PROBLEM
Retype exactly what runs from the first line of the data to the line with "const LIFE_OPTIONS = [60, 40, 30, 20];", keeping both of those lines and skipping pictures.

-- START OF DATASET EXCERPT --

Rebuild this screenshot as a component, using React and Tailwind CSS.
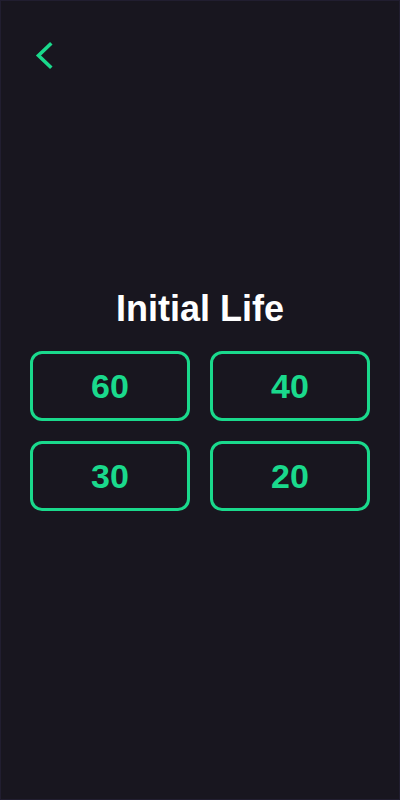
import React from 'react';

const LIFE_OPTIONS = [60, 40, 30, 20];

// Back arrow drawn to match the thin chevron in the header
const BackIcon = () => (
    <svg width="22" height="30" viewBox="0 0 22 30" fill="none">
        <polyline
            points="18,3.5 6.5,14.5 18,25.5"
            stroke="#1ad98c"
            strokeWidth="3.6"
            strokeLinecap="square"
            strokeLinejoin="miter"
        />
    </svg>
);

const App = () => {
    return (
        <div
            className="w-[400px] h-[800px] bg-[#18161f] border border-[#211e30] flex flex-col"
            style={{ fontFamily: '"Liberation Sans", Arial, sans-serif' }}
        >
            {/* Header with back button */}
            <div className="h-[100px] pl-[31px] pt-[40px]">
                <button className="block">
                    <BackIcon />
                </button>
            </div>

            {/* Centered life picker */}
            <div className="flex-1 flex flex-col justify-center px-[29px]">
                <h1 className="text-4xl leading-10 font-bold text-white text-center mb-[22px]">Initial Life</h1>
                <div className="grid grid-cols-2 gap-5">
                    {LIFE_OPTIONS.map(value => (
                        <button
                            key={value}
                            className="h-[70px] rounded-[12px] border-[3px] border-[#1ad98c] text-[#1ad98c] text-[34px] font-bold flex items-center justify-center"
                        >
                            {value}
                        </button>
                    ))}
                </div>
            </div>

            <div className="h-[100px]" />
        </div>
    );
};

export default App;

-- END OF DATASET EXCERPT --

TASK RESULT
Rebuild this screenshot as a component, using React and Tailwind CSS.
import React from 'react';

const LIFE_OPTIONS = [60, 40, 30, 20];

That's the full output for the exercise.